=== What to do ===
Scan the data below for the string "components". Show every line where it turns up.

=== Collected data ===
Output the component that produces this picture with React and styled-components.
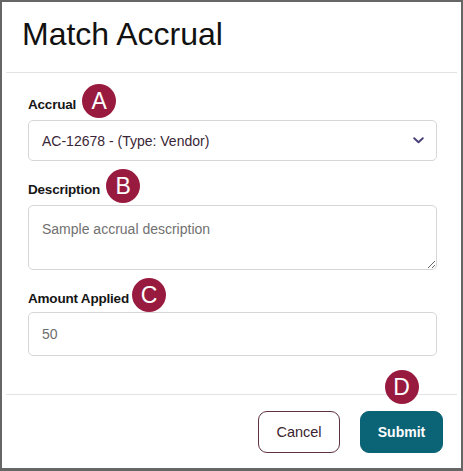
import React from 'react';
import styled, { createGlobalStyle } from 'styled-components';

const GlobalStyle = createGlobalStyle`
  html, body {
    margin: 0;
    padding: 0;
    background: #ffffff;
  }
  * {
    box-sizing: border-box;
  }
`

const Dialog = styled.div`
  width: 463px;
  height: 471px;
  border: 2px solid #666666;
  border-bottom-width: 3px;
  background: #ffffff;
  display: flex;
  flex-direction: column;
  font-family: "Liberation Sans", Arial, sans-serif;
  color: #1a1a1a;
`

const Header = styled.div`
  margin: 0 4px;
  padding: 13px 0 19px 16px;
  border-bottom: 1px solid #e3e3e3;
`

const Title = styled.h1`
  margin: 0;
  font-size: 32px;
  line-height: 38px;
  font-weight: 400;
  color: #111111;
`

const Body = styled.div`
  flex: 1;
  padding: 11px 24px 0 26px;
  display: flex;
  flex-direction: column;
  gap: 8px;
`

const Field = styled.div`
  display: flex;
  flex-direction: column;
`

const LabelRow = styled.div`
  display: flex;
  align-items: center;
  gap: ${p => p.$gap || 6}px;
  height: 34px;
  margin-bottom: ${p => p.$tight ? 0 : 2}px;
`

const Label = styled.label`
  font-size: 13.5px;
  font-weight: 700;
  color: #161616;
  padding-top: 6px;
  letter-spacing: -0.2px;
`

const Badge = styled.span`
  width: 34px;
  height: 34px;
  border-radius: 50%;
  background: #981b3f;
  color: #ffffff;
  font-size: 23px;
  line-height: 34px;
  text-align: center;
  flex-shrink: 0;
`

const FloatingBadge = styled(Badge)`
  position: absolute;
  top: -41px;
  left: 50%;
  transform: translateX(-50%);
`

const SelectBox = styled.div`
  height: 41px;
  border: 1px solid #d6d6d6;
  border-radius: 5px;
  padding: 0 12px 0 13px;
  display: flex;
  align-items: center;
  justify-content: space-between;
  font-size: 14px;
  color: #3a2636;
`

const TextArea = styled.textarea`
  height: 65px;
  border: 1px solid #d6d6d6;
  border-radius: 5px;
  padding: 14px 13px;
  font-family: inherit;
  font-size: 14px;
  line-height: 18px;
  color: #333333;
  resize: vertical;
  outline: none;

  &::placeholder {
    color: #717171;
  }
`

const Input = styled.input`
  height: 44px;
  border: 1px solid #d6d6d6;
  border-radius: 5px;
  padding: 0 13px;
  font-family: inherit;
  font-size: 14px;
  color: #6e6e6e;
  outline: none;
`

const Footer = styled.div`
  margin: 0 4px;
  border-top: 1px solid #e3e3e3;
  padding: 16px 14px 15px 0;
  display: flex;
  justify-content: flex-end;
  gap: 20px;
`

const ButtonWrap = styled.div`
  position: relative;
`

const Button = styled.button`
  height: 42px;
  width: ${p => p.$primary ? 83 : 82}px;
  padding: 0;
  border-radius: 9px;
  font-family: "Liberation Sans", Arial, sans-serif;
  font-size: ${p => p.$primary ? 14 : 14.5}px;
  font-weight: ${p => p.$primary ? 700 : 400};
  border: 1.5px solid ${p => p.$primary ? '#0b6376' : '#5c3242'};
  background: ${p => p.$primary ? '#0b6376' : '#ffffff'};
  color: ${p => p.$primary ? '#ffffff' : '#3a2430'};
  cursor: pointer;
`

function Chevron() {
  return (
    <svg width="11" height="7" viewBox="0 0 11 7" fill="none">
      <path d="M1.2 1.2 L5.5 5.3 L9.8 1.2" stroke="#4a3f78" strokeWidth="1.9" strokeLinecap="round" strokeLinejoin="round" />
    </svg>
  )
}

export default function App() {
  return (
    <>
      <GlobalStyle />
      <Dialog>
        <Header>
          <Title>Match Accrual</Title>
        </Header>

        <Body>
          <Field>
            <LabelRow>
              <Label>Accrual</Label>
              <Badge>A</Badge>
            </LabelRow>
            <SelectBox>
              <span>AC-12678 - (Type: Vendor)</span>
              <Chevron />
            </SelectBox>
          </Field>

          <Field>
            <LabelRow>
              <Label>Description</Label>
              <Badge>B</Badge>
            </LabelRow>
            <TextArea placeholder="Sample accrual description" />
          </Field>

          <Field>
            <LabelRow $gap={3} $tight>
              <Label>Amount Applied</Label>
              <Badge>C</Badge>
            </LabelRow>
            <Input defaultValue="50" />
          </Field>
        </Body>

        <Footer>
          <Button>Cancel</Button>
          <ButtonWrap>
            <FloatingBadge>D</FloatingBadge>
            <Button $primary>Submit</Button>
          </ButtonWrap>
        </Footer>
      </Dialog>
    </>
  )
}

=== Exercise answer ===
Output the component that produces this picture with React and styled-components.
import styled, { createGlobalStyle } from 'styled-components';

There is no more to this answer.